Weaning myself from git pull
I’ve used git for well over a decade, sometimes in a team, but mostly on my own. Once again my career has me working on git in a team, so git pull becomes an issue. Thought I’d write this down to help myself transition away from that command.
This post is a simplification of git, mostly meant to serve as an aide for myself.
git pull is actually two commands
When you run git pull it actually runs git fetch first, and then git merge most likely, depends on your git config.
So it’s perfectly fine to run git pull if you know that you can handle the merge or rebase it will trigger.

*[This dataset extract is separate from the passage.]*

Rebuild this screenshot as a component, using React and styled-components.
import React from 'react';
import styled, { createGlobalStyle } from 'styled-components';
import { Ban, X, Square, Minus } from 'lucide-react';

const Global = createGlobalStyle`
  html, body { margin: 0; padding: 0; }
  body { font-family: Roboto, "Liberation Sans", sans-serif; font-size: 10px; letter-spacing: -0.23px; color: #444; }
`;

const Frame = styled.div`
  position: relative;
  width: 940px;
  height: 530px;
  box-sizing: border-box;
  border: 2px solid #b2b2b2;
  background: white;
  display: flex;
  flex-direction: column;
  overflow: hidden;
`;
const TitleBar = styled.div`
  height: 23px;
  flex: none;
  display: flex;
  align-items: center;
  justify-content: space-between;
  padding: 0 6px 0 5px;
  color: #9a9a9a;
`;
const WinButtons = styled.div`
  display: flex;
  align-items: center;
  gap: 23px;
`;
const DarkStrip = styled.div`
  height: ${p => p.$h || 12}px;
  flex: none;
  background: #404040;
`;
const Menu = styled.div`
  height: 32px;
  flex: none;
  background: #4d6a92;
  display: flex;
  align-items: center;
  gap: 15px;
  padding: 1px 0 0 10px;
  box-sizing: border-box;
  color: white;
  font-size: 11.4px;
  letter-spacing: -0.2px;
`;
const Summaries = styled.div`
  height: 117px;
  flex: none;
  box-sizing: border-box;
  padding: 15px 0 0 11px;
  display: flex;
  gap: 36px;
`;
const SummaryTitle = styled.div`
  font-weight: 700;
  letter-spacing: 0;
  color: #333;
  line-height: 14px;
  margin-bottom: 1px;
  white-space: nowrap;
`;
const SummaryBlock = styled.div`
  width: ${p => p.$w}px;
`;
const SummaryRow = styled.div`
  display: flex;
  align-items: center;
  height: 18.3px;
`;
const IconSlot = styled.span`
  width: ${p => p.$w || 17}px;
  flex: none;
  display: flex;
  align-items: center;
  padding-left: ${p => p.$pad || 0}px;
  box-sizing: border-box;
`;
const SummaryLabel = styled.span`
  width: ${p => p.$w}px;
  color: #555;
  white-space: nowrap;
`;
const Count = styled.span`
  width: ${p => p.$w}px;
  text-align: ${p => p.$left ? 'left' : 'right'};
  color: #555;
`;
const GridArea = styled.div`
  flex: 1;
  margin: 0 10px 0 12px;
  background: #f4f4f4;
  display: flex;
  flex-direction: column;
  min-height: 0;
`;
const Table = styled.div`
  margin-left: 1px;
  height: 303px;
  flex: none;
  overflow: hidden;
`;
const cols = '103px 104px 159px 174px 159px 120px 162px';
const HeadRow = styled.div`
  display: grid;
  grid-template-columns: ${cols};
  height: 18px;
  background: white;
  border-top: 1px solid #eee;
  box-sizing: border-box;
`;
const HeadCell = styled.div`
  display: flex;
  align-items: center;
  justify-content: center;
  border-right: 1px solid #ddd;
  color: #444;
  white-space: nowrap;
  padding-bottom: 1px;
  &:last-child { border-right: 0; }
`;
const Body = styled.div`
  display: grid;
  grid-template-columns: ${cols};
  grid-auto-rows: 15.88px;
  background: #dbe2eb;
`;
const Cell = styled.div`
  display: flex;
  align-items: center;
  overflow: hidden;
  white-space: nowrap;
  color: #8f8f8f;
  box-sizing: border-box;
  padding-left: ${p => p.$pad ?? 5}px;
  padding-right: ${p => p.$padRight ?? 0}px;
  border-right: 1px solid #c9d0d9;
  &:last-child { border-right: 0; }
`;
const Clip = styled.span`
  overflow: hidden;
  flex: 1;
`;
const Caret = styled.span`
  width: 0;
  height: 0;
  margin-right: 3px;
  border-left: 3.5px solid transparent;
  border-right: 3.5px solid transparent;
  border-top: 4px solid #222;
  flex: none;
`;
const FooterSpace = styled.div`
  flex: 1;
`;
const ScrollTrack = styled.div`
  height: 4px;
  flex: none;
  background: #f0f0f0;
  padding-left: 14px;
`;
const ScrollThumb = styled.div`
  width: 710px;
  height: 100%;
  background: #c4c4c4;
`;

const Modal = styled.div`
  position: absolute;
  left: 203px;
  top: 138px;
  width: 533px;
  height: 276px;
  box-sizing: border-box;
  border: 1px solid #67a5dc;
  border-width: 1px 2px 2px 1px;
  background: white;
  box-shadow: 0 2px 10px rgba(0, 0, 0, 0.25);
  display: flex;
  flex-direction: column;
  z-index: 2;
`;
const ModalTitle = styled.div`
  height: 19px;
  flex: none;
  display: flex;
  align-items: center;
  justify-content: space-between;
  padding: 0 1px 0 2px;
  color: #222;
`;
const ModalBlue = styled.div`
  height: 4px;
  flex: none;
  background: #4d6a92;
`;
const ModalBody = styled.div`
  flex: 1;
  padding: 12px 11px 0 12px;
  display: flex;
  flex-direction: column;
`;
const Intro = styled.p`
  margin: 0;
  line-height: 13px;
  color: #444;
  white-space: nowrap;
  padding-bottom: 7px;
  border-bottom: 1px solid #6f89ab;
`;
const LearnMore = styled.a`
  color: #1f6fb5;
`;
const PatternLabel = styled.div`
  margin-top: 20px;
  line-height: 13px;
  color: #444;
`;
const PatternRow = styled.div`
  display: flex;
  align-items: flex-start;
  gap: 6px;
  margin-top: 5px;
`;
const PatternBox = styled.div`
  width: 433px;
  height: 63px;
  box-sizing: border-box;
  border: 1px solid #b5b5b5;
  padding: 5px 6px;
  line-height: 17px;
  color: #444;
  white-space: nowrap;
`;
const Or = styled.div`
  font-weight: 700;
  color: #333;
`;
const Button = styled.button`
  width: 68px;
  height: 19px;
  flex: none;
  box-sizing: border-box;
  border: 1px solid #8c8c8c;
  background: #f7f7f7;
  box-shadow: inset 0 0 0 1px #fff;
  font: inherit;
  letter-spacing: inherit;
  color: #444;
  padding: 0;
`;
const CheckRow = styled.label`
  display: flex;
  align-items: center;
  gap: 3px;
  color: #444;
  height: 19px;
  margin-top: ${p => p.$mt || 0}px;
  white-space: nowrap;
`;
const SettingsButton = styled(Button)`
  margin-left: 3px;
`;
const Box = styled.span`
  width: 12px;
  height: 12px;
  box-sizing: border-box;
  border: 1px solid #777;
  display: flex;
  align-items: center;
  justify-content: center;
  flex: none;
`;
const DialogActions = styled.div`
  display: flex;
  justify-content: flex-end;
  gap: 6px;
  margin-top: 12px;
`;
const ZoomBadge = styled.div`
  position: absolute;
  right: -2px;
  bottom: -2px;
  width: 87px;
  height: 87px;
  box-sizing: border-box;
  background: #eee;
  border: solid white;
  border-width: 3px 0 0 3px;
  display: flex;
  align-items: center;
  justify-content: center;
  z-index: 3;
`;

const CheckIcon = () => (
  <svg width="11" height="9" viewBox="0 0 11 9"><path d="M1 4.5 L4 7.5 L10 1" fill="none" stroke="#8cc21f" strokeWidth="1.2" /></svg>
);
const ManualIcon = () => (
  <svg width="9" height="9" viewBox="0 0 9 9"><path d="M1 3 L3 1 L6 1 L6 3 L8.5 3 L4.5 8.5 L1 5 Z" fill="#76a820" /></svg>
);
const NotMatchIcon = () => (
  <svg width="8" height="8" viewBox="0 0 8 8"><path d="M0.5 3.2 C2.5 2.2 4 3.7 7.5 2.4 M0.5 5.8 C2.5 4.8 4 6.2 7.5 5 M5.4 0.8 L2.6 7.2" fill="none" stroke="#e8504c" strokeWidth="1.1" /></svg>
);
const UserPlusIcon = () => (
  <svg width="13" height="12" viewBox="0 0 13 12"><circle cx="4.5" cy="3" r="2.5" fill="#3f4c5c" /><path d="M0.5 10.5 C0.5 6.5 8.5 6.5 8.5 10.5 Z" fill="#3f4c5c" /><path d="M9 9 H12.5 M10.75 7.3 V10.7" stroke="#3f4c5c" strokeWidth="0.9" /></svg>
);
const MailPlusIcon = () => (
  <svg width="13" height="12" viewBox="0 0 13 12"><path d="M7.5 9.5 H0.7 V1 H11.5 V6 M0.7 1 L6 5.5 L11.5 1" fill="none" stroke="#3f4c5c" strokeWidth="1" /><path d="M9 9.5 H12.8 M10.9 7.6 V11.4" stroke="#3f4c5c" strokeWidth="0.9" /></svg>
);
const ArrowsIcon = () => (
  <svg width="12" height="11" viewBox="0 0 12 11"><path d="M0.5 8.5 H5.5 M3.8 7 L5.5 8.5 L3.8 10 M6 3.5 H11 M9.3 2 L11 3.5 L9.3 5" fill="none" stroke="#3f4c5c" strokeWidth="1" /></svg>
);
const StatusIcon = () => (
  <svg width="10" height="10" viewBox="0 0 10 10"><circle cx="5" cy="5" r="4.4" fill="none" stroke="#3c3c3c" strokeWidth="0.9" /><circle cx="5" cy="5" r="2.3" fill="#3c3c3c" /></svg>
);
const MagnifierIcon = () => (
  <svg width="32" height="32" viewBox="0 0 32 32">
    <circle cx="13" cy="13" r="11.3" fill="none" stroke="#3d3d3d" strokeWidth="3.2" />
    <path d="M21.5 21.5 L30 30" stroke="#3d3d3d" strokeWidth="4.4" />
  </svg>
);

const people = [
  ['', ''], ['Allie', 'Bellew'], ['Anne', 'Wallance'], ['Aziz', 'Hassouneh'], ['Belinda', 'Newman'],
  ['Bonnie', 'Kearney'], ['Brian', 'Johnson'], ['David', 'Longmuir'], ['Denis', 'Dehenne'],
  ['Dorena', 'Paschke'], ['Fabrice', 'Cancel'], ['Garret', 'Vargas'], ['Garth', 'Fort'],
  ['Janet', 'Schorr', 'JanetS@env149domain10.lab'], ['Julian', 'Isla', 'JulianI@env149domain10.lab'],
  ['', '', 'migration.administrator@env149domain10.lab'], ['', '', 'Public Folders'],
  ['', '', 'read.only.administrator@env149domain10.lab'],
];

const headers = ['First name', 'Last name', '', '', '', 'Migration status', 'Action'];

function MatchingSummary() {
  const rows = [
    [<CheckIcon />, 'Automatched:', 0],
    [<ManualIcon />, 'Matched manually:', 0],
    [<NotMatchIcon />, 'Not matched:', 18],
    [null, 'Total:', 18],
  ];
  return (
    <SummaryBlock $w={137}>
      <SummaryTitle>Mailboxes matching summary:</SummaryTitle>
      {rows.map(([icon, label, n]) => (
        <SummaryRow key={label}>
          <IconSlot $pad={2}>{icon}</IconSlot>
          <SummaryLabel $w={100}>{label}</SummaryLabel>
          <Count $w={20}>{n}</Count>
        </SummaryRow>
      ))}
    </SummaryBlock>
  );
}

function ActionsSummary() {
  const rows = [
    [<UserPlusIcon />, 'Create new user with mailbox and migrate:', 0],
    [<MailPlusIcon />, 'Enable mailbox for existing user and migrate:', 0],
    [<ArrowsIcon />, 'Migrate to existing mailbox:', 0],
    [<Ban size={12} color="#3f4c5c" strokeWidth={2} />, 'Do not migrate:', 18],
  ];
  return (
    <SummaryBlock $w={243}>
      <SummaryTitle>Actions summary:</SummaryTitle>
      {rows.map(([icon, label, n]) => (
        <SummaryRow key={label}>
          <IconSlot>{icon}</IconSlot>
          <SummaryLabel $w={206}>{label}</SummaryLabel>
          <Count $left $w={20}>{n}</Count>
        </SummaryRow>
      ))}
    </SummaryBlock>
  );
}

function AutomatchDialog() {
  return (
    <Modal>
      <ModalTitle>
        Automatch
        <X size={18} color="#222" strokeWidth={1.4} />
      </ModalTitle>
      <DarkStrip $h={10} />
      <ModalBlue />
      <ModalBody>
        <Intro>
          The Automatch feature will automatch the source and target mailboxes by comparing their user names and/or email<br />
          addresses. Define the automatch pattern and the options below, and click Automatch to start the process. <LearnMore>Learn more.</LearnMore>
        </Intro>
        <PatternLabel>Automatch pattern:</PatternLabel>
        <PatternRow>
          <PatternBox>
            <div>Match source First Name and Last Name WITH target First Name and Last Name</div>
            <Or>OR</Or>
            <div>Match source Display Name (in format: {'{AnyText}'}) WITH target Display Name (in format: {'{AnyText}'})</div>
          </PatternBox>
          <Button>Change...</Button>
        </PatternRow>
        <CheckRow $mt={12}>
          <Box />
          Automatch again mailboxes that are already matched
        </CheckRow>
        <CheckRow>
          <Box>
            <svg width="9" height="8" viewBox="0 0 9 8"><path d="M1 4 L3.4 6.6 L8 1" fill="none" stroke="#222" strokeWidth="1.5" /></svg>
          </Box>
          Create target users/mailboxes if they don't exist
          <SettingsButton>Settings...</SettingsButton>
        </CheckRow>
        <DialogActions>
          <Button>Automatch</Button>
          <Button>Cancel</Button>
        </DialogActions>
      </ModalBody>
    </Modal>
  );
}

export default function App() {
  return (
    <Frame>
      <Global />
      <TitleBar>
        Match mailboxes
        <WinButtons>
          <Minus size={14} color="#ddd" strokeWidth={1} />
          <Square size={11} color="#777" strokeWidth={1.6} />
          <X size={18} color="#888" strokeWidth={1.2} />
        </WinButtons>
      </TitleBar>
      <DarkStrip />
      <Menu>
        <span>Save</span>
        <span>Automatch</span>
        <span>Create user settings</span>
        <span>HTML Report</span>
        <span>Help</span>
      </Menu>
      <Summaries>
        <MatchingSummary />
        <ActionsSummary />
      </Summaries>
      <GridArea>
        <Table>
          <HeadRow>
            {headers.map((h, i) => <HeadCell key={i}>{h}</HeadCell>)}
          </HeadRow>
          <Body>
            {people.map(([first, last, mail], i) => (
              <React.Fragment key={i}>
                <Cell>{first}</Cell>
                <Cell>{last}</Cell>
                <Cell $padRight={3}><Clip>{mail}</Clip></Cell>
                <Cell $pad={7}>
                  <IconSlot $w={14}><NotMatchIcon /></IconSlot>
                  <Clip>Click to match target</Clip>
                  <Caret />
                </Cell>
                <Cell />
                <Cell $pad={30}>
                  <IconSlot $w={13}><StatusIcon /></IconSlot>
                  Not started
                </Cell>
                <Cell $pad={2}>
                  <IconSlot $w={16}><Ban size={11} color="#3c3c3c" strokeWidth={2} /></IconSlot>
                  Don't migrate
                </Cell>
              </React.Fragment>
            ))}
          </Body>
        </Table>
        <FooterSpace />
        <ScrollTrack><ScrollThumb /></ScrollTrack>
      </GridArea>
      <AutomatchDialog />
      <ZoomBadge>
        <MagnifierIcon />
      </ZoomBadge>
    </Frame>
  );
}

But in my experience that’s rare when working with other team members, or just contributing to open source projects.
Because the more activity is done to a remote repo by others, the more likely you are running into conflicts. Conflicts arise when someone else has been working on the same branch as you, and pushed their changes to the remote before you.
It really breaks my workflow when I have to stop and resolve git conflicts, and for the first years with git nothing was scarier to me than a merge conflict.
You really need to learn about git fetch
git fetch fetches all changes from the remote to my local tree, but doesn’t touch my local branch. It’s just there, in the .git folder, ready to be used.
Three things you can do after git fetch
git merge (dry run)
git merge --no-commit --no-ff origin/main to initiate a merge without changing anything, just to see if there are any conflicts.
Then abort the merge with git merge --abort.
git diff
git diff origin/main -- src/server.py will compare the python source file you have in your local branch, with the one you just fetched from the remote.
git log
git log --oneline HEAD..origin/main will tell you what new commits have been added to the remote.
And finally
Run git merge origin/main to actually finish your merge once you know there aren’t any conflicts you can’t resolve easily.
What about rebase?
git rebase is also something worth understanding, and it’s the hardest one for me to explain.
The best docs I’ve seen on git rebase are the Gitlab docs, but I have 22 years of professional experience in IT and I’m still confused when they say “moving a pointer” or “tip of target branch”.
Tip in this case is just the end of the branch, the end of the long series of commits you can see in git log.
When you’re working on a feature branch and run git fetch origin, followed by git rebase origin/main, the target branch is main, all the changes done to main after your fork will be inserted into your feature branch, but your local changes will always be at the end, at the tip of the target branch main in other words.
With that said, rebase is very often used to catch up to all the changes made to main while you were working on your feature-branch. And catching up is important because you need to resolve potential conflicts before you submit your merge request. When you rebase it’s as if you just forked your branch again.